As MQL, we first started meeting inside a subterranean apartment in what was then Brittania Street (Melita Street today, thank goodness, a change no doubt made in the spirit of those days) – the space being provided to us by the Atlanta Sports Club. And we never looked back. The names spring back instantly into one’s mind... Joe A. Grima, Charles Coleiro, Mario Azzopardi, Oliver Friggieri, Albert Marshall, Frans Sammut, Salv Sammut, Anthony S. Azzopardi, Achille Mizzi, Raymond Mahoney, with yours truly peddling as PRO.

We need not go into details for there are, today, the books that tell the story of how a temporary squabble with the “old school” of Maltese literature, brave and learned pre-WWII vanguards who had firmly secured the very foundations of Maltese literature, soon melted into reality. This spelled the need of continuation, the bridging of generations and the dumping of futile piques, particularly over topics and themes which, inevitably, always reflect the times, such as the end of a literature based on traditional love, religion and patriotism via traditional structures of writing, to one that focussed on the social challenges, the new liberties and the exciting new literary modules of the 60s and 70s.

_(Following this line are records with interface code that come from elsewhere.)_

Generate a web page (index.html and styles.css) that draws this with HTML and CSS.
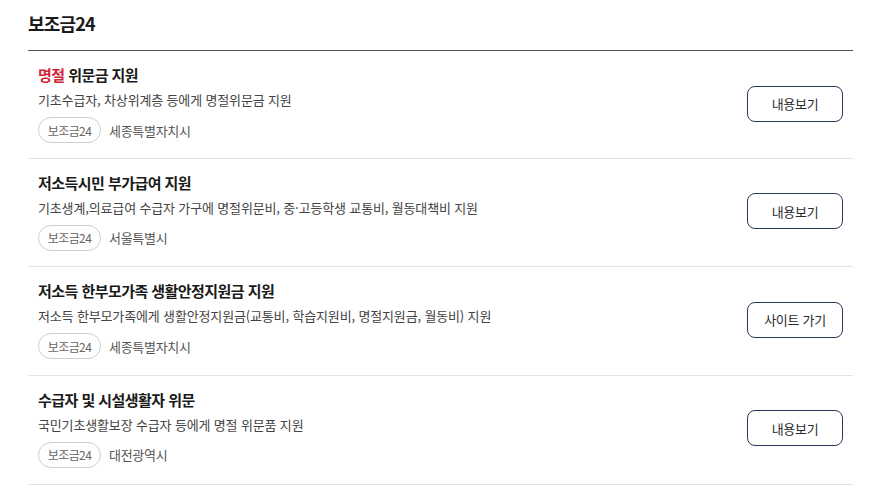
FILE: index.html
```html
<!DOCTYPE html>
<html lang="ko">
<head>
<meta charset="utf-8">
<link rel="stylesheet" href="styles.css">
</head>
<body>
<div class="wrap">
  <h2 class="heading">보조금24</h2>
  <ul class="list">
    <li class="item">
      <div class="info">
        <p class="title"><span class="hl">명절</span> 위문금 지원</p>
        <p class="desc">기초수급자, 차상위계층 등에게 명절위문금 지원</p>
        <div class="meta"><span class="tag">보조금24</span><span class="loc">세종특별자치시</span></div>
      </div>
      <a class="btn">내용보기</a>
    </li>
    <li class="item">
      <div class="info">
        <p class="title">저소득시민 부가급여 지원</p>
        <p class="desc">기초생계,의료급여 수급자 가구에 명절위문비, 중·고등학생 교통비, 월동대책비 지원</p>
        <div class="meta"><span class="tag">보조금24</span><span class="loc">서울특별시</span></div>
      </div>
      <a class="btn">내용보기</a>
    </li>
    <li class="item">
      <div class="info">
        <p class="title">저소득 한부모가족 생활안정지원금 지원</p>
        <p class="desc">저소득 한부모가족에게 생활안정지원금(교통비, 학습지원비, 명절지원금, 월동비) 지원</p>
        <div class="meta"><span class="tag">보조금24</span><span class="loc">세종특별자치시</span></div>
      </div>
      <a class="btn">사이트 가기</a>
    </li>
    <li class="item">
      <div class="info">
        <p class="title">수급자 및 시설생활자 위문</p>
        <p class="desc">국민기초생활보장 수급자 등에게 명절 위문품 지원</p>
        <div class="meta"><span class="tag">보조금24</span><span class="loc">대전광역시</span></div>
      </div>
      <a class="btn">내용보기</a>
    </li>
  </ul>
</div>
</body>
</html>
```

FILE: styles.css
```css
* { box-sizing: border-box; }
html, body { margin: 0; padding: 0; background: #fff; }
body {
  font-family: "Noto Sans CJK KR", "Noto Sans", sans-serif;
  color: #1a1a1a;
}
.wrap {
  width: 825px;
  margin-left: 28px;
}
.heading {
  margin: 0;
  padding-top: 10px;
  padding-bottom: 14px;
  font-size: 18px;
  line-height: 26px;
  font-weight: 700;
  letter-spacing: -0.8px;
  color: #1a1a1a;
  border-bottom: 1px solid #555;
}
.list {
  list-style: none;
  margin: 0;
  padding: 0;
}
.item {
  display: flex;
  align-items: center;
  justify-content: space-between;
  padding: 13px 10px 15.67px 10px;
  border-bottom: 1px solid #e4e4e4;
}
.item:first-child { padding-bottom: 14.67px; }
.info { display: flex; flex-direction: column; }
.title {
  margin: 0;
  font-size: 15px;
  line-height: 22px;
  font-weight: 700;
  letter-spacing: -0.55px;
  color: #1a1a1a;
}
.hl { color: #d2253b; }
.desc {
  margin: 4px 0 0;
  font-size: 13px;
  line-height: 20px;
  letter-spacing: -0.15px;
  color: #444;
}
.meta {
  margin-top: 7px;
  display: flex;
  align-items: center;
  gap: 8px;
}
.tag {
  display: inline-flex;
  align-items: center;
  justify-content: center;
  height: 26px;
  width: 63px;
  border: 1px solid #cfcfcf;
  border-radius: 13px;
  font-size: 12px;
  letter-spacing: -0.6px;
  color: #666;
}
.loc {
  font-size: 13px;
  letter-spacing: -0.3px;
  color: #555;
}
.btn {
  display: inline-flex;
  align-items: center;
  justify-content: center;
  width: 96px;
  height: 36px;
  border: 1px solid #2a3a58;
  border-radius: 8px;
  font-size: 13px;
  letter-spacing: -0.3px;
  color: #2b2b2b;
  flex-shrink: 0;
}
```
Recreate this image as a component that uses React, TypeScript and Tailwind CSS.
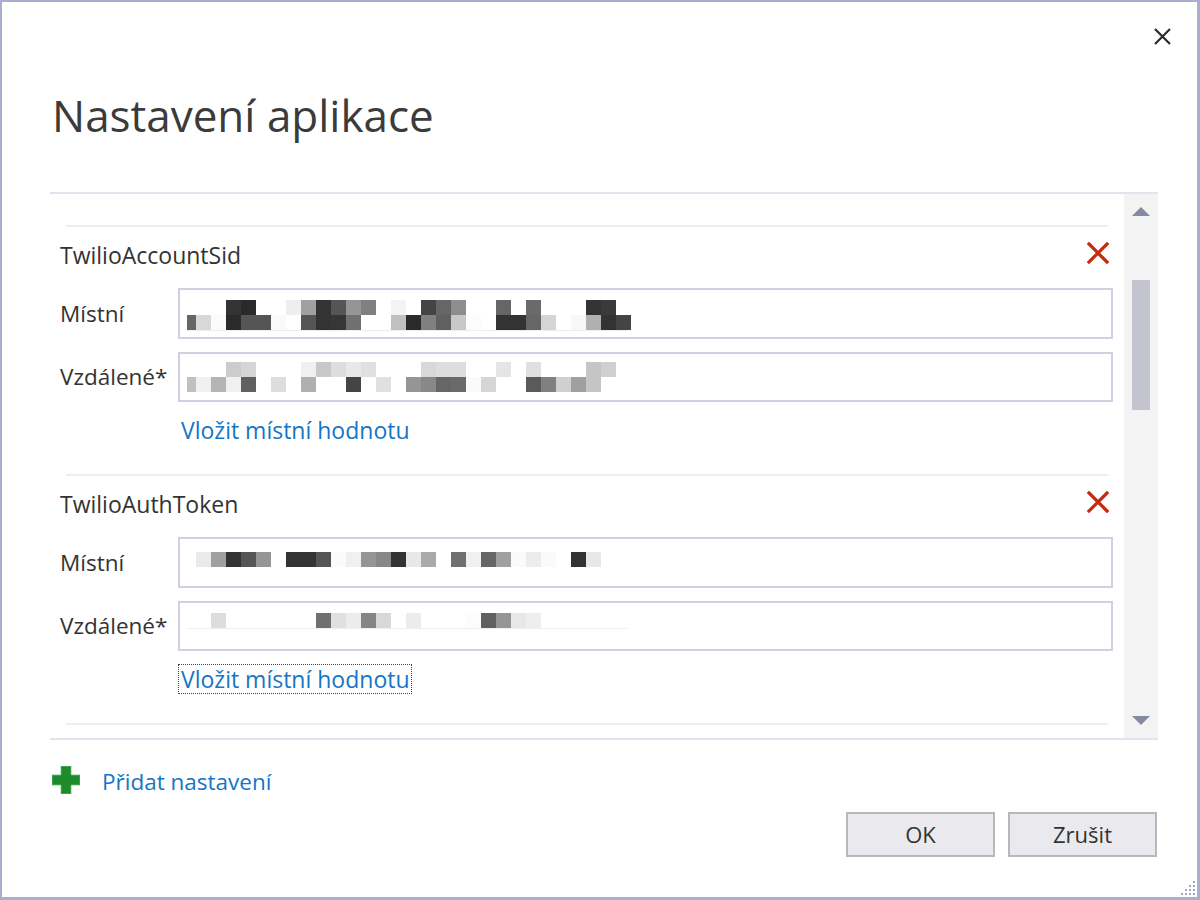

There was indeed an instance when the change was resisted by some of the old guard who took to the print media to vent their displeasure at reading the modern stuff being churned out almost every single day of the week. There were also those among us who sniggered back at them, but the generational conflict fizzled out as quickly as it has started. Even then, as a late teenager just out of his Seminary days, Oliver Friggieri was the prime defuser. He grew into this role all along his eventual illustrious career, often taking to task the two-tribe mentality that sadly still permeates Maltese society.

My everlasting image of Oliver, will actually always be of that young, thoughtful man who, when he spoke across the table-tennis table we sat around for our meetings, everybody was listening. It stayed like that through the decades during which he shone above all with his monumental works, his dedication to different generations of  adoring students and his refined outlook on political realities and the use and abuse of power.

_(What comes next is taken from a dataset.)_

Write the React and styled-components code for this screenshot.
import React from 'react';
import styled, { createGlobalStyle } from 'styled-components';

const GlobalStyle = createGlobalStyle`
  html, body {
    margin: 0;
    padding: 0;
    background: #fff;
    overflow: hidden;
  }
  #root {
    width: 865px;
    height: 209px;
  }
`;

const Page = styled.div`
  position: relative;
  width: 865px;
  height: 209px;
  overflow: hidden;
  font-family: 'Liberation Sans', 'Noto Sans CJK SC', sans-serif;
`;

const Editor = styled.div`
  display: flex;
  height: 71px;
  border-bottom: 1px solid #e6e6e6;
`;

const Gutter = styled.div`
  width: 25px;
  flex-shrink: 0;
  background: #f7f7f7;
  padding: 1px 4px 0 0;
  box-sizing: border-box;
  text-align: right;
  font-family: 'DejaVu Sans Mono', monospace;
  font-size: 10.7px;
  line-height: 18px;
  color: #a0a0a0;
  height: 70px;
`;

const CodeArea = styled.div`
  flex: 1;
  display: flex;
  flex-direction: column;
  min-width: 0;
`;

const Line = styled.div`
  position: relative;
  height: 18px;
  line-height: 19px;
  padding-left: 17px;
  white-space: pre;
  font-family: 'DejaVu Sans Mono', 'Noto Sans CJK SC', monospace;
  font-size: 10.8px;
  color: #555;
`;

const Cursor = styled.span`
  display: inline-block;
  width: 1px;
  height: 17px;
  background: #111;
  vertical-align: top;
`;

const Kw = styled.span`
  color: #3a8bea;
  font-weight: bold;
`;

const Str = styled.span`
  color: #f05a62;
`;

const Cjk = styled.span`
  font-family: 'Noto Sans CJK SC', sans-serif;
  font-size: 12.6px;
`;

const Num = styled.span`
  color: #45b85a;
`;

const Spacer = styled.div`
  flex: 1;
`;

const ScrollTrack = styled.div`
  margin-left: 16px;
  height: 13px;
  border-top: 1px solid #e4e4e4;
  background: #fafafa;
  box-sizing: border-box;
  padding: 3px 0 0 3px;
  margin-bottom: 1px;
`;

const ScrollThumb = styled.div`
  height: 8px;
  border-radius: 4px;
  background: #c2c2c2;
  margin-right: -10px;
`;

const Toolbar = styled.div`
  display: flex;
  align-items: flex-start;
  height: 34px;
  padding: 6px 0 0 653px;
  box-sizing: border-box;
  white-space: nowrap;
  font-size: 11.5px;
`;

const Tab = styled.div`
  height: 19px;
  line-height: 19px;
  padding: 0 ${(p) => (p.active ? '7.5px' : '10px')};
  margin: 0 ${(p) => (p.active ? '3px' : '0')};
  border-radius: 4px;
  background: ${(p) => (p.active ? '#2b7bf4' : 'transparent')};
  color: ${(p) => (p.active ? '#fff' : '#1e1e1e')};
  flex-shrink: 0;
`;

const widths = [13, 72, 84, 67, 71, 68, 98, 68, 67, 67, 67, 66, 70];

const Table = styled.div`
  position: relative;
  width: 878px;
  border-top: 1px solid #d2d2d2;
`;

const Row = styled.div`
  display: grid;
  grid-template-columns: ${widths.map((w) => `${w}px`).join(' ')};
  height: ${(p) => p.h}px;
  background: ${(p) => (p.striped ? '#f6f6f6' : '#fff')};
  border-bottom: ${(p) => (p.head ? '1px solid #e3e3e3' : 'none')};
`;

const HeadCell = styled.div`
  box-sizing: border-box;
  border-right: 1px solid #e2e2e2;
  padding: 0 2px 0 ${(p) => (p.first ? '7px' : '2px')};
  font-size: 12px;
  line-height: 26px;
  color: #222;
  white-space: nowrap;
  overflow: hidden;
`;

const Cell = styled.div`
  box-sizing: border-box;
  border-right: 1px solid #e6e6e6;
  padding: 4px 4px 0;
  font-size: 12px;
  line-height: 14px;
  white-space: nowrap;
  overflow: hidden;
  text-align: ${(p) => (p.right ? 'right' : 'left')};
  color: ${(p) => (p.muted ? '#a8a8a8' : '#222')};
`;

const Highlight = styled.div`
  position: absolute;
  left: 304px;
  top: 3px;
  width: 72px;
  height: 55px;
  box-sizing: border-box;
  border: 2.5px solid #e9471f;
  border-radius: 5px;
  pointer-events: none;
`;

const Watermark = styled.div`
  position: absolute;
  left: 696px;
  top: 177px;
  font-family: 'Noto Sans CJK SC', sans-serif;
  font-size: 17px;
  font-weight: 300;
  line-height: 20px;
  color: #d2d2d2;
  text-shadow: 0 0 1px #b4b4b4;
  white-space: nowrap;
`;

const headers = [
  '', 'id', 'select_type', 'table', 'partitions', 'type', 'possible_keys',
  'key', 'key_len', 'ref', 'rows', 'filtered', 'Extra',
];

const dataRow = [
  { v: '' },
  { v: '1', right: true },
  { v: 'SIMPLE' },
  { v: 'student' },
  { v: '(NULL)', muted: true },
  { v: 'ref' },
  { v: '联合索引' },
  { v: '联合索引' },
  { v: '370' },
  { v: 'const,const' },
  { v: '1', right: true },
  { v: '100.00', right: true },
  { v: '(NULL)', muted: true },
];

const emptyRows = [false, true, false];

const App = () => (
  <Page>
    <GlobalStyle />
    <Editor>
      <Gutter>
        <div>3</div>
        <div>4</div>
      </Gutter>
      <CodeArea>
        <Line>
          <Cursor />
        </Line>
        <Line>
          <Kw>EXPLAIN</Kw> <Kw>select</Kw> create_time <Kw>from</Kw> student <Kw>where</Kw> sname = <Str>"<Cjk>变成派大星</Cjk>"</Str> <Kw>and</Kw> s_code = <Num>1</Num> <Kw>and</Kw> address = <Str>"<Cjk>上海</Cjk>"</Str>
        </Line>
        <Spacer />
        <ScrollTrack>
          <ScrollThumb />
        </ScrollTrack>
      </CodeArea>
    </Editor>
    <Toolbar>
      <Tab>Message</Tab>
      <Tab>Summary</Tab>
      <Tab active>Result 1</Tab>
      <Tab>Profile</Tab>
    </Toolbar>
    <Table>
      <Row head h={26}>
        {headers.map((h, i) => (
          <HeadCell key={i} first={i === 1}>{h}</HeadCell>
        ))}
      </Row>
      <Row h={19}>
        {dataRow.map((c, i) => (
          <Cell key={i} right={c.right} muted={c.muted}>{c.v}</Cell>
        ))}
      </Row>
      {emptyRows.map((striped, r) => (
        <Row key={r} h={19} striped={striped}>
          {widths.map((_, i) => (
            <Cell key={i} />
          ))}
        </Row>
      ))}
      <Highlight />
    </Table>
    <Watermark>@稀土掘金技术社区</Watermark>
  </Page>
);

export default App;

The gentle giant of Maltese literature now rests. His gigantic legacy, however, will last, probably – and realistically – a lot more, alas, than the language he so loved and embellished throughout his life.




During the same period Oliver Friggieri and his MQL bandwagon were striding onwards as the end of the 60s decade approached, Malta was hostess to another veritable literary giant – Anthony Burgess, who in 1968 came to live here with his wife Liana at No. 168, Main Street, Ħal Lija, to be precise.

This year happens to be the 50th anniversary of Anthony Burgess' famous lecture on Obscenity, delivered at the University of Malta, and which controversially led to the confiscation of his house. It is not an event that should be overlooked for it was, alas, the pinnacle of a time when censorship and imposition were still the order of the day on an island desperately seeking better times. Credit where due, however. Between 1968 and 1970 Burgess was closely involved with the Censorship Reform Group of the Malta Library Association, his main associates there being Marie Said (later Marie Benoit, my TMIS colleague) and Paul Xuereb, who invited him to deliver his famous lecture in June 1970.

I have written in the past of other writers living among us who, at some time during their stay here, had to face the wrath of our censors. The episode involving my late friend and acclaimed author, Frederic Mullally, who was incredibly denied receiving the publisher’s complimentary copies of his own mammoth book Clancy (later serialised by the BBC), will always be a point of hilarious, albeit painful, reference.

While the Burgess obscenity affair takes archival pride of place, Burgess himself as the great writer we all knew and his Malta connections are still happily remembered. Professor Ivan Callus at the University of Malta has written what has been described as an excellent paper about the Maltese chapters in Burgess’ 1980 novel Earthly Powers; three years ago Giuseppe Schembri-Bonaci organised in Valletta a concert of Burgess' piano music, another artistic facade to the great man and Arts Council Malta has produced a most informative video.

Burgess himself writes about Malta in three books: his novel M/F (1971) is set on an island called Castita, which includes recognisable elements of Malta, including Strait Street. Among the literary projects Burgess completed in Malta was an epic Hollywood musical about Shakespeare, with the working titles of Will and The Bawdy Bard. The film, unfortunately, was never realised. A new volume of Burgess’ Collected Poems, which includes some work written during his Malta sojourn, is to be published on 10 December.

Next year, it will then be the 50th anniversary of the film A Clockwork Orange (1971), based on his 1962 novel, which was, of course, banned in Malta for many years. That needs remembering too, albeit ruefully.